→ Goal
Scan the data for lines with "that" and report the count by itself.

→ Material for this exercise
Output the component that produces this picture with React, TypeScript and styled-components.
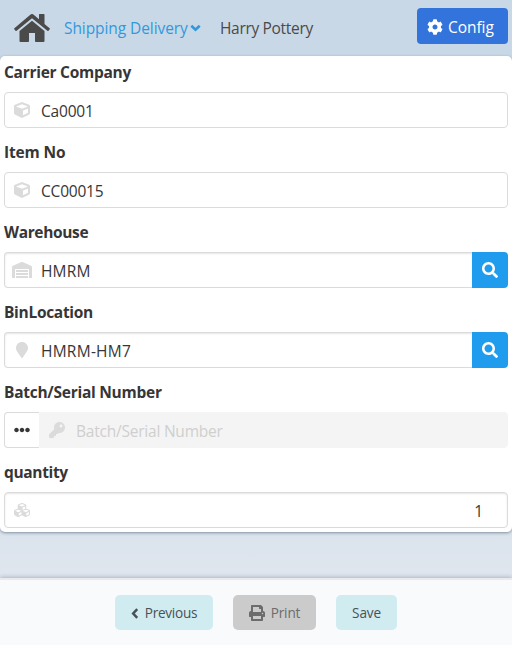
import React from "react";
import styled, { createGlobalStyle, css } from "styled-components";
import {
  FaCog, FaCube, FaCubes, FaWarehouse,
  FaMapMarker, FaKey, FaSearch, FaEllipsisH, FaPrint,
} from "react-icons/fa";

const Global = createGlobalStyle`
  *, *::before, *::after { box-sizing: border-box; }
  html, body, #root { height: 100%; }
  body {
    margin: 0;
    overflow: hidden;
    background: #dee5ee;
    color: #363636;
    font: 16px/24px "Open Sans", "Noto Sans", sans-serif;
  }
  button, input { font: inherit; color: inherit; margin: 0; }
  svg { display: block; flex: none; }
`;

const Page = styled.div`
  display: flex;
  flex-direction: column;
  height: 645px;
  background: linear-gradient(#c9d8e7 0 60px, #dbe3ed 532px, #dfe6ee 577px);
`;

const Header = styled.header`
  display: flex;
  align-items: flex-start;
  height: 56px;
  padding: 0 4px 0 14px;
`;

const HomeLink = styled.a`
  margin-top: 14px;
  color: #4a4a4a;
`;

const Text = styled.span<{ $spacing?: number }>`
  letter-spacing: ${(p) => p.$spacing ?? 0}px;
  white-space: nowrap;
`;

const MenuLink = styled.a`
  display: flex;
  align-items: center;
  width: 138px;
  margin: 16px 18px 0 14px;
  gap: 2px;
  font-size: 15.5px;
  color: #3298dc;
`;

const UserName = styled.span`
  margin-top: 16px;
  font-size: 15.5px;
  color: #4a4a4a;
`;

const ConfigButton = styled.button`
  display: flex;
  align-items: center;
  gap: 5px;
  width: 91px;
  height: 36px;
  margin: 8px 0 0 auto;
  padding: 1px 0 0 10px;
  border: 0;
  border-radius: 4px;
  background: #3273dc;
  color: #fff;
  font-size: 15.5px;
`;

const Card = styled.main`
  height: 476px;
  padding: 4px;
  background: #fff;
  border-radius: 5px;
  box-shadow: 0 1px 3px rgba(40, 60, 80, 0.5);
`;

const Field = styled.section`
  height: 80px;
`;

const Label = styled.label`
  display: block;
  height: 32px;
  font-size: 15.5px;
  font-weight: 700;
`;

const Row = styled.div`
  display: flex;
  height: 36px;
`;

const Control = styled.div<{ $inset?: boolean; $disabled?: boolean; $join?: "left" | "right" }>`
  display: flex;
  align-items: center;
  flex: 1;
  min-width: 0;
  padding-right: 24px;
  border: 1px solid #dbdbdb;
  border-radius: ${(p) => (p.$join === "left" ? "0 4px 4px 0" : p.$join === "right" ? "4px 0 0 4px" : "4px")};
  ${(p) => p.$join === "right" && css`border-right: 0;`}
  ${(p) => p.$inset && css`box-shadow: inset 0 1px 2px rgba(10, 10, 10, 0.1);`}
  ${(p) => p.$disabled && css`
    background: #f4f4f4;
    border-color: #f4f4f4;
    color: #cfcfcf;
  `}
`;

const IconSlot = styled.span`
  display: flex;
  justify-content: center;
  width: 34px;
  margin-right: 2px;
  color: #dbdbdb;
`;

const Value = styled.span<{ $right?: boolean; $spacing?: number }>`
  flex: 1;
  padding-top: 2px;
  font-size: 15.5px;
  letter-spacing: ${(p) => p.$spacing ?? 0}px;
  text-align: ${(p) => (p.$right ? "right" : "left")};
`;

const SearchButton = styled.button`
  display: flex;
  align-items: center;
  justify-content: center;
  width: 36px;
  padding: 0;
  border: 0;
  border-radius: 0 4px 4px 0;
  background: #209cee;
  color: #fff;
`;

const MoreButton = styled.button`
  display: flex;
  align-items: center;
  justify-content: center;
  width: 35px;
  padding: 0 1px 0 0;
  border: 1px solid #dbdbdb;
  border-right: 0;
  border-radius: 4px 0 0 4px;
  background: #fff;
`;

const Footer = styled.footer`
  display: flex;
  justify-content: center;
  gap: 20px;
  height: 67px;
  margin-top: auto;
  padding-top: 15px;
  border-top: 2px solid #e7ebf0;
  background: #f8fafc;
  box-shadow: 0 -1px 4px rgba(60, 75, 90, 0.3);
`;

const Action = styled.button<{ $width: number; $muted?: boolean }>`
  display: flex;
  align-items: center;
  justify-content: center;
  gap: 6px;
  width: ${(p) => p.$width}px;
  height: 35px;
  padding: 1px 0 0;
  border: 0;
  border-radius: 5px;
  background: ${(p) => (p.$muted ? "#cbcbcb" : "#d1ecf1")};
  color: ${(p) => (p.$muted ? "#6c6c6c" : "#485156")};
  font-size: 13.6px;
`;

const HomeIcon = () => (
  <svg width="36" height="28" viewBox="0 0 36 28" fill="currentColor">
    <path d="M16.6.6a2.1 2.1 0 0 1 2.8 0L25 5.3V.6q0-.6.6-.6h4.3q.6 0 .6.6v9.3l5.1 4.3q.6.5.1 1.1l-1.2 1.4q-.5.6-1.1.1L18 4.3 2.6 16.8q-.6.5-1.1-.1L.3 15.3q-.5-.6.1-1.1z" />
    <path d="M18 6.7 30.5 17v10q0 1-1 1H21.9q-.9 0-.9-.9V19h-6v8.1q0 .9-.9.9H6.5q-1 0-1-1V17z" />
  </svg>
);

const ChevronDownIcon = () => (
  <svg width="11" height="8" viewBox="0 0 11 8" fill="none" stroke="currentColor" strokeWidth="2.7">
    <path d="M1.3 1.7 5.5 5.7 9.7 1.7" />
  </svg>
);

const ChevronLeftIcon = () => (
  <svg width="8" height="11" viewBox="0 0 8 11" fill="none" stroke="currentColor" strokeWidth="2.5">
    <path d="M6.2 1.2 2.2 5.5 6.2 9.8" />
  </svg>
);

type FieldSpec = {
  label: string;
  labelSpacing: number;
  value: string;
  valueSpacing: number;
  icon: React.ReactNode;
  inset?: boolean;
  search?: boolean;
  more?: boolean;
  right?: boolean;
};

const fields: FieldSpec[] = [
  { label: "Carrier Company", labelSpacing: -0.28, value: "Ca0001", valueSpacing: -0.2, icon: <FaCube size={16} /> },
  { label: "Item No", labelSpacing: -0.15, value: "CC00015", valueSpacing: -0.2, icon: <FaCube size={16} /> },
  { label: "Warehouse", labelSpacing: -0.35, value: "HMRM", valueSpacing: 0.15, icon: <FaWarehouse size={20} />, inset: true, search: true },
  { label: "BinLocation", labelSpacing: -0.3, value: "HMRM-HM7", valueSpacing: 0.25, icon: <FaMapMarker size={16} />, inset: true, search: true },
  { label: "Batch/Serial Number", labelSpacing: -0.26, value: "Batch/Serial Number", valueSpacing: -0.22, icon: <FaKey size={16} />, more: true },
  { label: "quantity", labelSpacing: -0.35, value: "1", valueSpacing: 0, icon: <FaCubes size={16} />, inset: true, right: true },
];

const FormField = ({ spec }: { spec: FieldSpec }) => (
  <Field>
    <Label><Text $spacing={spec.labelSpacing}>{spec.label}</Text></Label>
    <Row>
      {spec.more && <MoreButton aria-label="More"><FaEllipsisH size={16} /></MoreButton>}
      <Control $inset={spec.inset} $disabled={spec.more} $join={spec.search ? "right" : spec.more ? "left" : undefined}>
        <IconSlot>{spec.icon}</IconSlot>
        <Value $right={spec.right} $spacing={spec.valueSpacing}>{spec.value}</Value>
      </Control>
      {spec.search && <SearchButton aria-label="Search"><FaSearch size={16} /></SearchButton>}
    </Row>
  </Field>
);

export default function App() {
  return (
    <>
      <Global />
      <Page>
        <Header>
          <HomeLink aria-label="Home"><HomeIcon /></HomeLink>
          <MenuLink><Text $spacing={-0.08}>Shipping Delivery</Text><ChevronDownIcon /></MenuLink>
          <UserName><Text $spacing={-0.32}>Harry Pottery</Text></UserName>
          <ConfigButton><FaCog size={16} /><Text $spacing={-0.05}>Config</Text></ConfigButton>
        </Header>
        <Card>
          {fields.map((spec) => <FormField key={spec.label} spec={spec} />)}
        </Card>
        <Footer>
          <Action $width={98}><ChevronLeftIcon /><Text $spacing={-0.25}>Previous</Text></Action>
          <Action $width={83} $muted><FaPrint size={16} /><Text $spacing={-0.15}>Print</Text></Action>
          <Action $width={61}><Text $spacing={-0.15}>Save</Text></Action>
        </Footer>
      </Page>
    </>
  );
}
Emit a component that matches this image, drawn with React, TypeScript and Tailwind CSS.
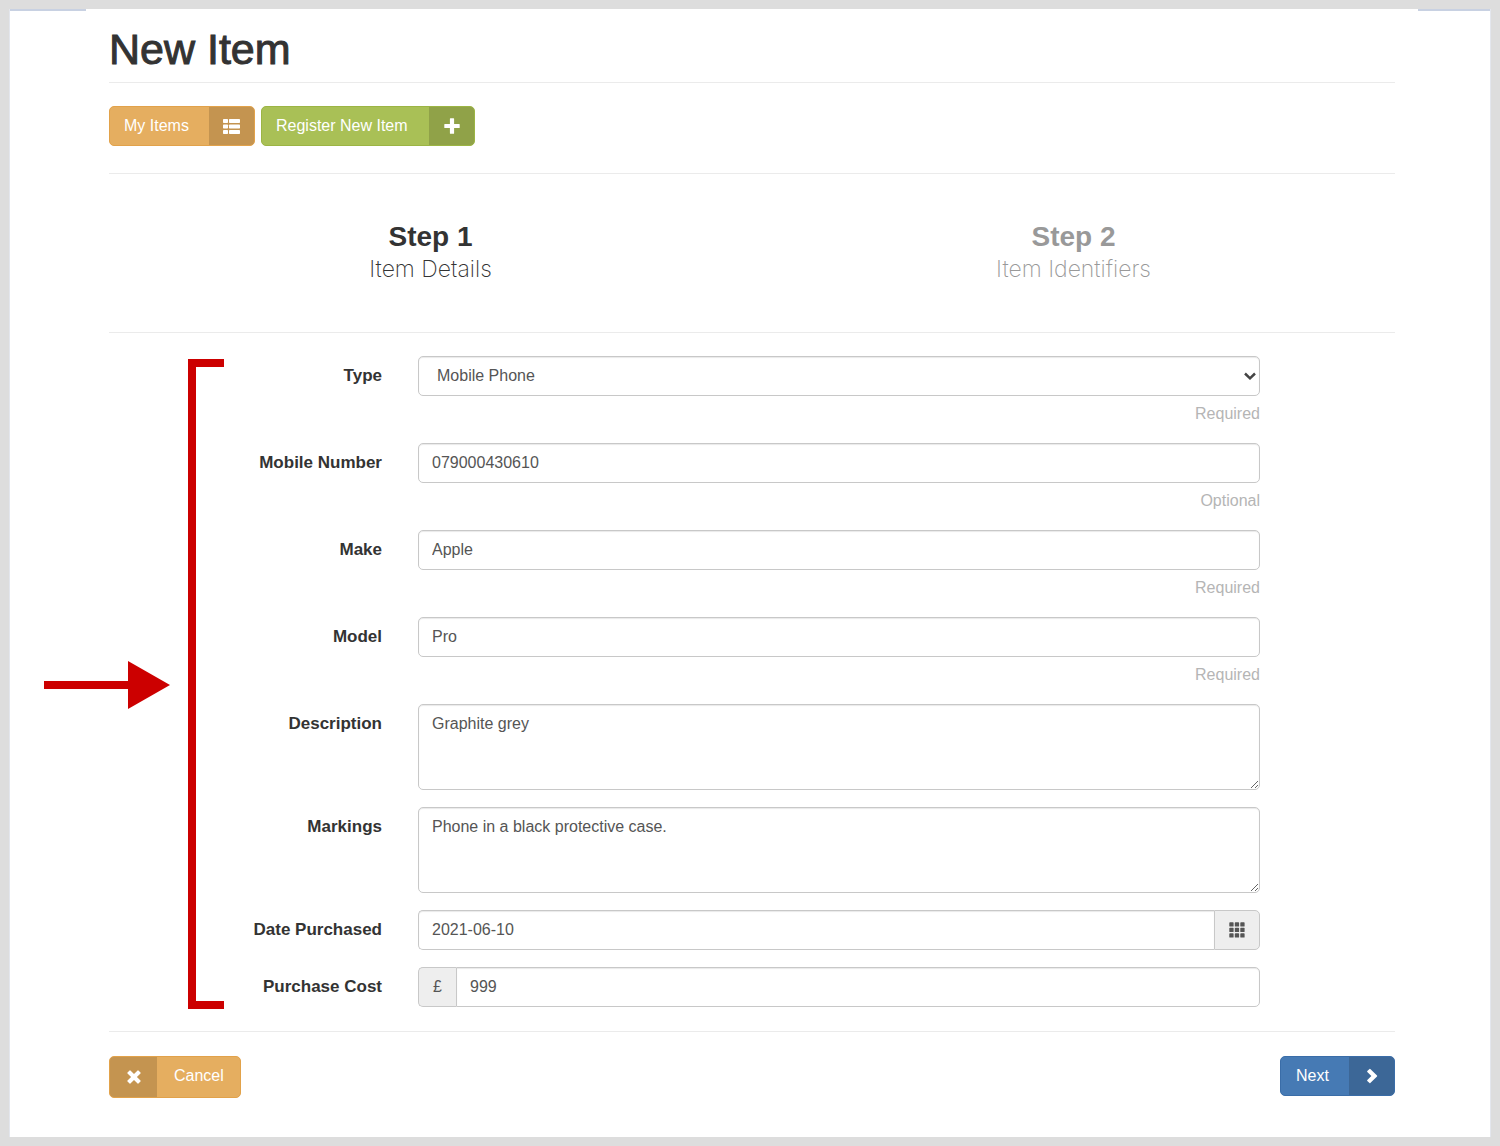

→ Written answer
2